Asset valuation: A key component of your estate plan
While Ken is working on revising his estate plan, he decides to gift his extensive collection of antique coins to his grandson. The problem is, he does not know the market value of his collection, so he can not accurately report the value on his gift tax return. Ken’s estate planning advisor puts him in touch with a qualified appraiser who can value the collection.
When you make a noncash gift, a professional valuation can reduce the chances that the IRS will challenge your gift tax return, thus decreasing the possibility of unplanned tax liability.
3-year statute of limitations
If you make substantial noncash gifts — either outright or in trust — IRS regulations provide for a three-year statute of limitations during which the IRS can challenge the value you report on your gift tax return. After the three-year period expires, you can enjoy the peace of mind that comes with knowing that your estate plan will work as you intended.
There is one catch, though: The statute of limitations does not begin until your gift is “adequately disclosed” on a gift tax return. Under IRS regulations, to adequately disclose a gift, you must provide a detailed description of the nature of the gift, the relationship of the parties to the transaction and the basis for the valuation. You may also be required to furnish certain financial statements or other financial data and documents.

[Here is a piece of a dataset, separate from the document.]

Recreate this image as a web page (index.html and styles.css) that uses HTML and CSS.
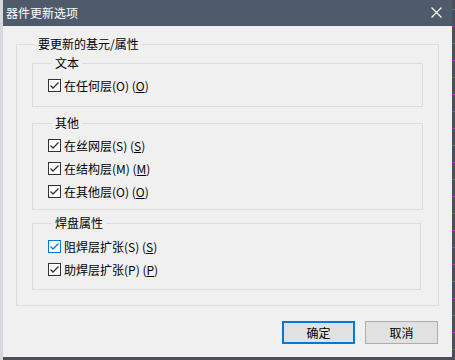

The regulations also provide that you can satisfy the adequate disclosure rule’s information requirements by submitting an appraisal report by a qualified, independent appraiser that includes details about the property, the transaction and the appraisal process. In most cases, this is the most effective way to ensure that you have disclosed gifts adequately and triggered the statute of limitations. Even if a gift’s value falls under the $13,000 annual exclusion and thus will not be taxable, it is a good idea to file a gift tax return to get the statute of limitations running.
Misstatement penalties can add up
Insufficient valuations expose you to the risk that the IRS will revalue property and assess additional taxes down the road. They can also result in significant penalties if the IRS finds that the value of property was substantially or grossly misstated.
In this context, a “substantial” misstatement occurs when you report a value that is 65% or less of the “correct” value. A “gross” misstatement occurs when you report a value that is 40% or less of the correct value. The penalty for a substantial misstatement is 20% of the amount by which your taxes are underpaid. Gross misstatements result in a 40% penalty.
Appraise your assets
To reduce the chances of triggering an IRS review of your gift tax return, have a qualified appraiser value your substantial noncash gifts at the time of the transaction. A variety of other estate planning strategies also require having accurate, supportable and well-documented valuations of assets. Your estate planning advisor can help you arrange to have your assets valued by a qualified appraiser.